E’ di nuovo tempo di Avvento, tempo per volgere la nostra attenzione alle cose venture, a ciò che deve accadere e a Colui che deve venire. Tempo di smettere la fatica di Sisifo, la fatica cioè che ricomincia sempre da capo e non conduce mai a nulla. La fatica di Sisifo, secondo il mito greco antico, era quella di far rotolare verso la cima di un monte una pietra pesante, la quale infallibilmente, appena raggiunta la prossimità della cima, sfuggiva alle sue mani e precipitava improvvisa fino alla base del monte. Il destino infernale di Sisifo è connesso dal mito alla vita di quel personaggio, noto per la sua astuzia e per essere riuscito più volte ad eludere la morte.

Come quella di Sisifo appare la fatica di vivere all’uomo ripiegato sul presente, e tutto preso dall’opera di aggiungere al presente tutto quello che manca: sempre da capo sembra che ciò che manca sia poco, che la cima del monte sia vicina; ma poi invece la pietra rotola da capo in fondo al monte. L’uomo è come sorpreso, in questa fatica, da ciò che avviene alle sue spalle, da ciò che lo raggiunge senza essere stato previsto ed atteso. «Così sarà la venuta del Figlio dell’uomo». Come fu ai giorni di Noè: mangiavano, bevevano, prendevano moglie e marito, si occupavano dunque di aggiungere ciò che mancava al loro presente, finché venne il diluvio e non si accorsero di nulla. «Così sarà anche alla venuta del Figlio dell’uomo» ripete Gesù, ed aggiunge quelle due immagini meno cruente, e tuttavia ancor più parlanti nella loro concretezza e prossimità alla vita quotidiana: «allora due uomini saranno nel campo: uno sarà preso e l’altro lasciato. Due donne macineranno alla mola: una sarà presa e l’altra lasciata».

Che cosa c’è di più familiare e rassicurante della vicinanza gomito a gomito di due uomini che lavorano al campo, o di due donne che lavorano in casa? Eppure Gesù dice che no, quel legame dell’uomo con l’uomo non è sicuro, sta come tutto il presente sotto il segno della precarietà, sotto il segno della minaccia portata dalle cose venture. Ma se nulla si sottrae alla minaccia – così sembra di dover concludere – neppure vale la pena di stare perennemente in guardia, quasi a difendersi da un male che comunque è inevitabile. Davvero il Figlio dell’uomo minaccia le nostre case come un ladro notturno? Paolo, nella seconda lettura, parla un altro linguaggio: anch’egli esorta a svegliarsi dal sonno, ad uscire da quel torpore dello spirito che nasce dalla fissazione ossessiva alle cose presenti – ai «desideri della carne», come lui li chiama – ma non per difendersi da un ladro che sta per scassinare la casa, piuttosto per aprire la porta alla salvezza ormai vicina. Torna subito alla mente la bella immagine dell’Ap: «Ecco, sto alla porta e busso. Se qualcuno ascolta la mia voce e mi apre la porta, io verrò da lui, cenerò con lui ed egli con me» (Ap 3,20).

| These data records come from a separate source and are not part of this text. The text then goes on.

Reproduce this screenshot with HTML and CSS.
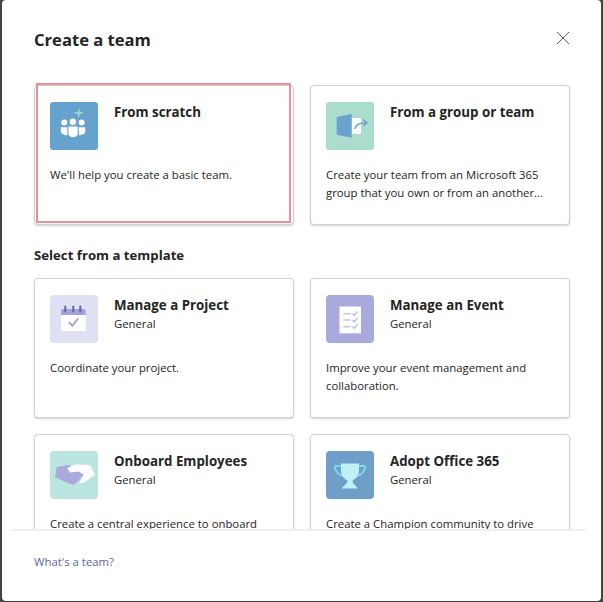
FILE: index.html
```html
<!DOCTYPE html>
<html lang="en">
<head>
<meta charset="utf-8">
<title>Create a team</title>
<link rel="stylesheet" href="styles.css">
</head>
<body>
<div class="dialog">
  <header class="dialog-header">
    <h1 class="dialog-title">Create a team</h1>
    <button class="close" aria-label="Close">
      <svg width="14" height="14" viewBox="0 0 14 14"><path d="M1 1 13 13M13 1 1 13" stroke="#5c5c5c" stroke-width="1" fill="none"/></svg>
    </button>
  </header>
  <main class="dialog-body">
    <section class="card-grid">
      <article class="card">
        <div class="card-top">
          <svg class="icon" viewBox="0 0 48 48"><rect width="48" height="48" rx="3" fill="#65a2cd"/><path d="M28.7 7v8M24.7 11h8" stroke="#a9dcc8" stroke-width="1.4"/><g fill="#fff"><circle cx="14.3" cy="20.500" r="3"/><circle cx="22.800" cy="19.800" r="3.200"/><circle cx="31.600" cy="20.500" r="3"/><path d="M10.800 25.200h6.500v8c-3.400 0-6.500-1.600-6.500-4z"/><path d="M18.400 24.400h9.300v7.600c0 2-2.400 3.200-4.600 3.200s-4.700-1.200-4.700-3.200z"/><path d="M28.800 25.200h6.500v4c0 2.400-3.100 4-6.500 4z"/></g></svg>
          <div class="card-heading"><h2 class="card-title">From scratch</h2></div>
        </div>
        <p class="card-desc">We'll help you create a basic team.</p>
      </article>
      <article class="card">
        <div class="card-top">
          <svg class="icon" viewBox="0 0 48 48"><rect width="48" height="48" rx="3" fill="#abddcf"/><rect x="25.500" y="16" width="9.500" height="16" fill="#fff"/><path d="M10.700 15 25.700 12v23.700l-15-3z" fill="#69a3d0"/><path d="M29 27c.6-4 4-6.300 11-6.300M37.200 17.400l3.600 3.300-3.600 3.300" fill="none" stroke="#69a3d0" stroke-width="1.500"/></svg>
          <div class="card-heading"><h2 class="card-title">From a group or team</h2></div>
        </div>
        <p class="card-desc">Create your team from an Microsoft 365 group that you own or from an another...</p>
      </article>
    </section>
    <h2 class="section-label">Select from a template</h2>
    <section class="card-grid">
      <article class="card">
        <div class="card-top">
          <svg class="icon" viewBox="0 0 48 48"><rect width="48" height="48" rx="4" fill="#e0e0f4"/><rect x="11" y="20" width="24.700" height="16" fill="#fff"/><path d="M11 16a2 2 0 0 1 2-2h20.700a2 2 0 0 1 2 2v4H11z" fill="#a3a3dc"/><path d="M15.300 11.500v5M23.300 11.500v5M30.300 11.500v5" stroke="#6264a7" stroke-width="2" stroke-linecap="round"/><path d="M19 27.300l3.300 3.400 6-7.400" fill="none" stroke="#a9a9de" stroke-width="2"/></svg>
          <div class="card-heading"><h2 class="card-title">Manage a Project</h2><p class="card-sub">General</p></div>
        </div>
        <p class="card-desc">Coordinate your project.</p>
      </article>
      <article class="card">
        <div class="card-top">
          <svg class="icon" viewBox="0 0 48 48"><rect width="48" height="48" rx="4" fill="#a9a9de"/><rect x="13.500" y="11.500" width="21.500" height="26.800" fill="#fff"/><path d="M17.300 18.700h7.400M17.300 25h7.400M17.300 31.700h7.400" stroke="#c5c5e8" stroke-width="1.500"/><path d="M26.500 18.500l1.800 1.800 3.200-3.800M26.500 25l1.800 1.800 3.200-3.800M26.500 31.500l1.800 1.800 3.200-3.800" fill="none" stroke="#b5b5e4" stroke-width="1.300"/></svg>
          <div class="card-heading"><h2 class="card-title">Manage an Event</h2><p class="card-sub">General</p></div>
        </div>
        <p class="card-desc">Improve your event management and collaboration.</p>
      </article>
      <article class="card">
        <div class="card-top">
          <svg class="icon" viewBox="0 0 48 48"><rect width="48" height="48" rx="4" fill="#bbe6e0"/><path d="M6.700 16 19 14 33.500 23.500 28.500 30 23.500 34 16.500 31.500 5 26z" fill="#a9a9de"/><path d="M17 17 25 13.500 40 14 45 23.500 33.500 32 29 31.500 34 24 29 20.500 20 21.500z" fill="#fff"/></svg>
          <div class="card-heading"><h2 class="card-title">Onboard Employees</h2><p class="card-sub">General</p></div>
        </div>
        <p class="card-desc">Create a central experience to onboard</p>
      </article>
      <article class="card">
        <div class="card-top">
          <svg class="icon" viewBox="0 0 48 48"><rect width="48" height="48" rx="4" fill="#6f9fc8"/><path d="M15 15h-5c-1 0-1.500.8-1 2 1 4 4 7 8 8M33 15h5c1 0 1.500.8 1 2-1 4-4 7-8 8" fill="none" stroke="#7fdbe6" stroke-width="1.800"/><path d="M15 12.500h18V20c0 5-4 8.500-6.500 9.500v2.500H21.500v-2.500C19 28.500 15 25 15 20z" fill="#c0f0f3"/><path d="M21.500 30h5c.5 3 2.500 4 5.500 7.500H15.500c3-3.500 5.500-4.500 6-7.500z" fill="#c0f0f3"/></svg>
          <div class="card-heading"><h2 class="card-title">Adopt Office 365</h2><p class="card-sub">General</p></div>
        </div>
        <p class="card-desc">Create a Champion community to drive</p>
      </article>
    </section>
  </main>
  <footer class="dialog-footer"><a class="help-link" href="#">What's a team?</a></footer>
  <div class="highlight"></div>
</div>
</body>
</html>
```
FILE: styles.css
```css
* { box-sizing: border-box; }
html, body { height: 100%; }
body {
  margin: 0;
  background: #444;
  font-family: "Open Sans", "Liberation Sans", sans-serif;
  color: #242424;
  overflow: hidden;
}
.dialog {
  position: relative;
  width: 599px;
  height: 601px;
  margin-left: 2px;
  background: #fff;
  border-radius: 4px;
  display: flex;
  flex-direction: column;
  overflow: hidden;
}
.dialog-header {
  height: 85px;
  flex: none;
  padding: 28px 31px 0 32px;
  display: flex;
  justify-content: space-between;
  align-items: flex-start;
}
.dialog-title {
  margin: 0;
  font-size: 16.600px;
  line-height: 24px;
  font-weight: 700;
}
.close {
  width: 14px;
  height: 14px;
  padding: 0;
  margin-top: 3px;
  border: 0;
  background: none;
  display: block;
}
.close svg { display: block; }
.dialog-body {
  flex: 1;
  min-height: 0;
  overflow: hidden;
  padding: 0 31px 0 32px;
}
.card-grid {
  display: grid;
  grid-template-columns: 260px 260px;
  gap: 16px;
}
.card {
  height: 140px;
  border: 1px solid #d1d1d1;
  border-radius: 4px;
  background: #fff;
  box-shadow: 0 1px 2px rgba(0, 0, 0, .18);
  padding: 16px 15px 0;
}
.card-top {
  display: flex;
  gap: 16px;
  height: 48px;
}
.icon {
  width: 48px;
  height: 48px;
  flex: none;
  display: block;
}
.card-heading { padding-top: 1px; }
.card-title {
  margin: 0;
  font-size: 13.300px;
  line-height: 18px;
  font-weight: 700;
}
.card-sub {
  margin: 1px 0 0;
  font-size: 11.300px;
  line-height: 18px;
}
.card-desc {
  margin: 16px 0 0;
  font-size: 11.350px;
  line-height: 17.500px;
}
.section-label {
  margin: 21px 0 14px;
  font-size: 13.200px;
  line-height: 18px;
  font-weight: 700;
}
.dialog-footer {
  flex: none;
  height: 72px;
  margin: 0 15px 0 8px;
  border-top: 2px solid #f0f0f0;
  padding: 22px 0 0 24px;
  font-size: 11.350px;
  line-height: 18px;
}
.help-link {
  color: #6264a7;
  text-decoration: none;
}
.highlight {
  position: absolute;
  left: 34px;
  top: 83px;
  width: 255px;
  height: 140px;
  border: 2px solid #f38d94;
  pointer-events: none;
}
```
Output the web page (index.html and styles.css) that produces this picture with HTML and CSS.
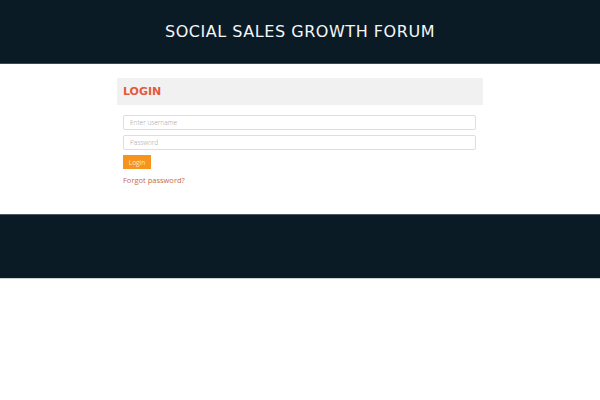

Chi è il Figlio dell’uomo? Un ladro che ti deruba del presente, oppure un ospite che finalmente riempie la desolata solitudine della tua casa? Dipende da te: se tu difendi il tuo presente quasi fosse un tesoro, esso ti sarà tolto all’improvviso, e tutta la tua fatica apparirà improvvisamente vana; ma se invece tu riconosci il tuo presente come vuoto ed incolmabile, e lo rivolgi tutto intero in attesa vigilante di colui che deve venire, allora Egli verrà, tu subito distinguerai i suoi passi e il tocco discreto della sua mano alla tua porta, gli aprirai come si apre ad un ospite lungamente aspettato; egli entrerà nella tua casa senza in alcun modo scassinarla.

«Vegliate»: questo l’invito insistente della prima Messa di Avvento. Ma è troppo faticosa questa vigilanza nella notte: come tenere a lungo gli occhi fissi su un futuro remoto e implausibile, del quale non si riescono a distinguere in alcun modo i contorni? Questa la nostra obiezione. Ma è un’obiezione che non regge. In realtà, assai più faticoso è tenere fuori dalla porta colui che bussa, e cercare in tutti i modi di cancellare quel rumore sommesso dalla nostra vita.

Più vere erano le parole di Adamo, quando Dio si mosse a cercarlo: «Ho udito il tuo passo nel giardino: ho avuto paura, perché sono nudo, e mi sono nascosto» (Gen 3,10). Ma anche a lui il Signore risponde: Non nasconderti, Adamo, non difendere la tua nudità, anzi confessala apertamente di fronte a me, e ti darò un vestito bianco capace di conferire bellezza nuova e inaspettata anche ai tuoi giorni presenti.